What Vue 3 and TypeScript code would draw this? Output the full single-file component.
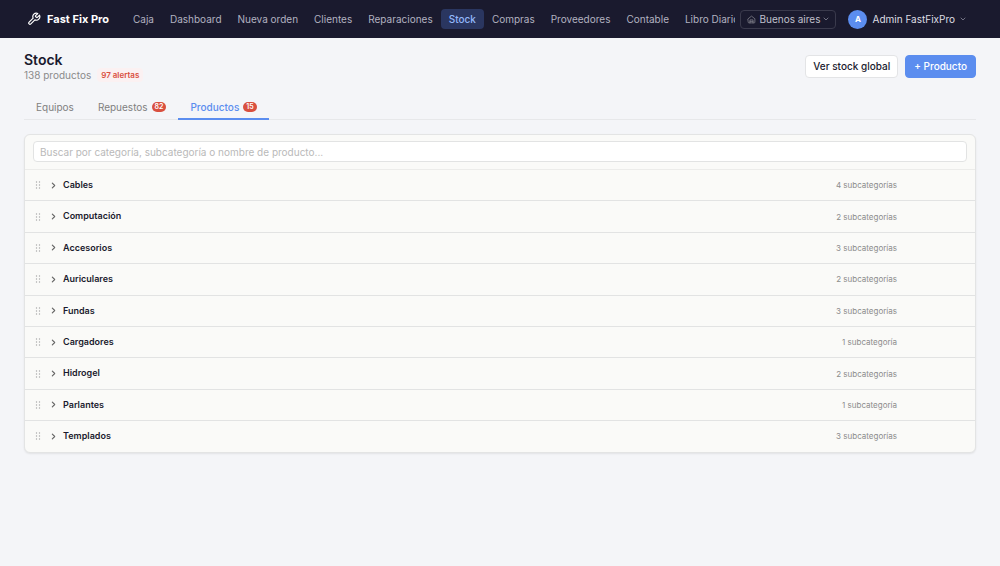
<script setup lang="ts">
import { ref } from 'vue'

interface Tab {
  label: string
  badge?: number
}

interface Category {
  name: string
  count: number
}

const navItems: string[] = [
  'Caja',
  'Dashboard',
  'Nueva orden',
  'Clientes',
  'Reparaciones',
  'Stock',
  'Compras',
  'Proveedores',
  'Contable',
  'Libro Diario',
]

const tabs: Tab[] = [
  { label: 'Equipos' },
  { label: 'Repuestos', badge: 82 },
  { label: 'Productos', badge: 15 },
]

const categories: Category[] = [
  { name: 'Cables', count: 4 },
  { name: 'Computación', count: 2 },
  { name: 'Accesorios', count: 3 },
  { name: 'Auriculares', count: 2 },
  { name: 'Fundas', count: 3 },
  { name: 'Cargadores', count: 1 },
  { name: 'Hidrogel', count: 2 },
  { name: 'Parlantes', count: 1 },
  { name: 'Templados', count: 3 },
]

const activeNav = ref('Stock')
const activeTab = ref('Productos')
const search = ref('')

const countLabel = (n: number): string => `${n} ${n === 1 ? 'subcategoría' : 'subcategorías'}`
</script>

<template>
  <header class="topbar">
    <a href="#" class="brand">
      <svg class="brand-icon" viewBox="0 0 24 24" aria-hidden="true">
        <path d="M14.7 6.3a1 1 0 0 0 0 1.4l1.6 1.6a1 1 0 0 0 1.4 0l3.77-3.77a6 6 0 0 1-7.94 7.94l-6.91 6.91a2.12 2.12 0 0 1-3-3l6.91-6.91a6 6 0 0 1 7.94-7.94l-3.76 3.76z" />
      </svg>
      <span>Fast Fix Pro</span>
    </a>
    <nav class="nav">
      <a
        v-for="item in navItems"
        :key="item"
        href="#"
        class="nav-link"
        :class="{ active: item === activeNav }"
        @click.prevent="activeNav = item"
      >{{ item }}</a>
    </nav>
    <button type="button" class="branch">
      <svg class="home-icon" viewBox="0 0 24 24" aria-hidden="true">
        <path d="M3 10l9-7 9 7v9a2 2 0 0 1-2 2H5a2 2 0 0 1-2-2z" />
        <path d="M8 21v-8h8v8M8 17h8" />
      </svg>
      <span>Buenos aires</span>
      <svg class="caret" viewBox="0 0 24 24" aria-hidden="true"><path d="M4 8l8 8 8-8" /></svg>
    </button>
    <button type="button" class="user">
      <span class="avatar">A</span>
      <span>Admin FastFixPro</span>
      <svg class="caret" viewBox="0 0 24 24" aria-hidden="true"><path d="M4 8l8 8 8-8" /></svg>
    </button>
  </header>

  <main class="page">
    <div class="heading">
      <div>
        <h1>Stock</h1>
        <p class="summary">
          <span>138 productos</span>
          <span class="alerts">97 alertas</span>
        </p>
      </div>
      <div class="actions">
        <button type="button" class="btn">Ver stock global</button>
        <button type="button" class="btn primary">+ Producto</button>
      </div>
    </div>

    <div class="tabs" role="tablist">
      <button
        v-for="tab in tabs"
        :key="tab.label"
        type="button"
        role="tab"
        class="tab"
        :class="{ active: tab.label === activeTab }"
        :aria-selected="tab.label === activeTab"
        @click="activeTab = tab.label"
      >
        <span>{{ tab.label }}</span>
        <span v-if="tab.badge" class="badge">{{ tab.badge }}</span>
      </button>
    </div>

    <section class="panel">
      <div class="search">
        <input
          v-model="search"
          type="text"
          aria-label="Buscar productos"
          placeholder="Buscar por categoría, subcategoría o nombre de producto..."
        />
      </div>
      <ul class="list">
        <li v-for="cat in categories" :key="cat.name" class="row">
          <svg class="grip" viewBox="0 0 6 8" aria-hidden="true">
            <circle cx="1.5" cy="1" r="0.7" /><circle cx="4.5" cy="1" r="0.7" />
            <circle cx="1.5" cy="4" r="0.7" /><circle cx="4.5" cy="4" r="0.7" />
            <circle cx="1.5" cy="7" r="0.7" /><circle cx="4.5" cy="7" r="0.7" />
          </svg>
          <button type="button" class="toggle">
            <svg class="chevron" viewBox="0 0 24 24" aria-hidden="true"><path d="M8 4l8 8-8 8" /></svg>
            <span>{{ cat.name }}</span>
          </button>
          <span class="count">{{ countLabel(cat.count) }}</span>
        </li>
      </ul>
    </section>
  </main>
</template>

<style>
body {
  margin: 0;
  background: #f4f5f8;
}
</style>

<style scoped>
.topbar,
.page,
.topbar button,
.page button,
.page input {
  font-family: Inter, "Liberation Sans", sans-serif;
}

.topbar *,
.page * {
  box-sizing: border-box;
}

button {
  margin: 0;
  padding: 0;
  border: 0;
  background: none;
  cursor: pointer;
}

a {
  text-decoration: none;
}

svg {
  flex: none;
  fill: none;
  stroke: currentColor;
  stroke-linecap: round;
  stroke-linejoin: round;
}

.topbar {
  display: flex;
  align-items: center;
  height: 38px;
  padding: 0 24px;
  background: #1a1a2e;
}

.brand {
  display: flex;
  align-items: center;
  gap: 6px;
  margin: 0 16px 0 3px;
  color: #fff;
  font-size: 11px;
  font-weight: 700;
  white-space: nowrap;
}

.brand-icon {
  width: 14px;
  height: 14px;
  stroke-width: 2;
}

.nav {
  display: flex;
  flex: 1;
  min-width: 0;
  overflow: hidden;
}

.nav-link {
  padding: 0 8px;
  border-radius: 4px;
  color: #b2b2c0;
  font-size: 10px;
  line-height: 20px;
  white-space: nowrap;
}

.nav-link.active {
  background: #2a3660;
  color: #93b8fb;
  font-weight: 500;
}

.branch {
  display: flex;
  align-items: center;
  gap: 3px;
  height: 19px;
  margin-left: 5px;
  padding: 0 6px;
  border: 1px solid #3a3a4c;
  border-radius: 4px;
  color: #c0c0cc;
  font-size: 10px;
  white-space: nowrap;
}

.home-icon {
  width: 9px;
  height: 9px;
  color: #85858f;
  stroke-width: 2;
}

.caret {
  width: 6px;
  height: 6px;
  color: #9090a0;
  stroke-width: 3;
}

.user {
  display: flex;
  align-items: center;
  gap: 5px;
  margin: 0 10px 0 12px;
  color: #dedee4;
  font-size: 10px;
  white-space: nowrap;
}

.avatar {
  width: 19px;
  border-radius: 50%;
  background: #5b8def;
  color: #fff;
  font-size: 8px;
  font-weight: 700;
  line-height: 19px;
  text-align: center;
}

.page {
  padding: 14px 24px 24px;
}

.heading {
  display: flex;
  justify-content: space-between;
}

h1 {
  margin: 0;
  color: #1a1a2e;
  font-size: 14px;
  font-weight: 600;
  line-height: 16px;
}

.summary {
  display: flex;
  align-items: center;
  gap: 6px;
  margin: 0;
  color: #8a8a8a;
  font-size: 10px;
  line-height: 14px;
}

.alerts {
  padding: 0 4px;
  border-radius: 4px;
  background: #fbf1f2;
  color: #d9503f;
  font-size: 8px;
  font-weight: 600;
}

.actions {
  display: flex;
  gap: 7px;
  padding-top: 3px;
}

.btn {
  height: 23px;
  padding: 0 7px 1px;
  border: 1px solid #e3e4e6;
  border-radius: 4px;
  background: #fff;
  color: #1a1a2e;
  font-size: 10px;
  font-weight: 500;
  white-space: nowrap;
}

.btn.primary {
  padding: 0 8px 1px;
  border-color: #5b8def;
  background: #5b8def;
  color: #fff;
}

.tabs {
  display: flex;
  margin: 13px 0 14px;
  border-bottom: 1px solid #e7e8ea;
}

.tab {
  display: flex;
  align-items: center;
  gap: 4px;
  height: 25px;
  margin-bottom: -1px;
  padding: 0 12px;
  border-bottom: 2px solid transparent;
  color: #808080;
  font-size: 10px;
}

.tab.active {
  border-bottom-color: #5b8def;
  color: #5b8def;
  font-weight: 500;
}

.badge {
  padding: 0 3px;
  border-radius: 5px;
  background: #d9503f;
  color: #fff;
  font-size: 7px;
  font-weight: 600;
  line-height: 10px;
}

.panel {
  overflow: hidden;
  border: 1px solid #e3e4e4;
  border-radius: 6px;
  background: #fafaf8;
  box-shadow: 0 1px 2px rgba(0, 0, 0, 0.08);
}

.search {
  padding: 6px 8px 7px;
  border-bottom: 1px solid #ececea;
}

.search input {
  display: block;
  width: 100%;
  height: 21px;
  padding: 0 6px;
  border: 1px solid #e2e3e3;
  border-radius: 4px;
  outline: none;
  background: #fff;
  color: #1a1a2e;
  font-size: 10px;
}

.search input::placeholder {
  color: #b9b9b9;
  opacity: 1;
}

.list {
  margin: 0;
  padding: 0;
  list-style: none;
}

.row {
  display: flex;
  align-items: center;
  padding: 8px 78px 8px 10px;
  border-bottom: 1px solid #e2e3e3;
  font-size: 9px;
  line-height: 1.6;
}

.row:last-child {
  border-bottom: 0;
}

.grip {
  width: 6px;
  height: 8px;
  fill: #a8a8a8;
  stroke: none;
}

.toggle {
  display: flex;
  flex: 1;
  align-items: center;
  gap: 6px;
  margin-left: 9px;
  color: #1a1a2e;
  font-size: 9px;
  font-weight: 600;
  line-height: inherit;
  text-align: left;
}

.chevron {
  width: 7px;
  height: 7px;
  color: #666;
  stroke-width: 4;
}

.count {
  color: #8c8c8c;
  font-size: 8px;
  line-height: 14px;
}
</style>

—————

▶ [YOUR GOAL]:
With the pictures left out, restate word for word every line of the data above, from the first down to the line that contains "const search = ref('')".

▶ [SOLUTION]:
What Vue 3 and TypeScript code would draw this? Output the full single-file component.
<script setup lang="ts">
import { ref } from 'vue'

interface Tab {
  label: string
  badge?: number
}

interface Category {
  name: string
  count: number
}

const navItems: string[] = [
  'Caja',
  'Dashboard',
  'Nueva orden',
  'Clientes',
  'Reparaciones',
  'Stock',
  'Compras',
  'Proveedores',
  'Contable',
  'Libro Diario',
]

const tabs: Tab[] = [
  { label: 'Equipos' },
  { label: 'Repuestos', badge: 82 },
  { label: 'Productos', badge: 15 },
]

const categories: Category[] = [
  { name: 'Cables', count: 4 },
  { name: 'Computación', count: 2 },
  { name: 'Accesorios', count: 3 },
  { name: 'Auriculares', count: 2 },
  { name: 'Fundas', count: 3 },
  { name: 'Cargadores', count: 1 },
  { name: 'Hidrogel', count: 2 },
  { name: 'Parlantes', count: 1 },
  { name: 'Templados', count: 3 },
]

const activeNav = ref('Stock')
const activeTab = ref('Productos')
const search = ref('')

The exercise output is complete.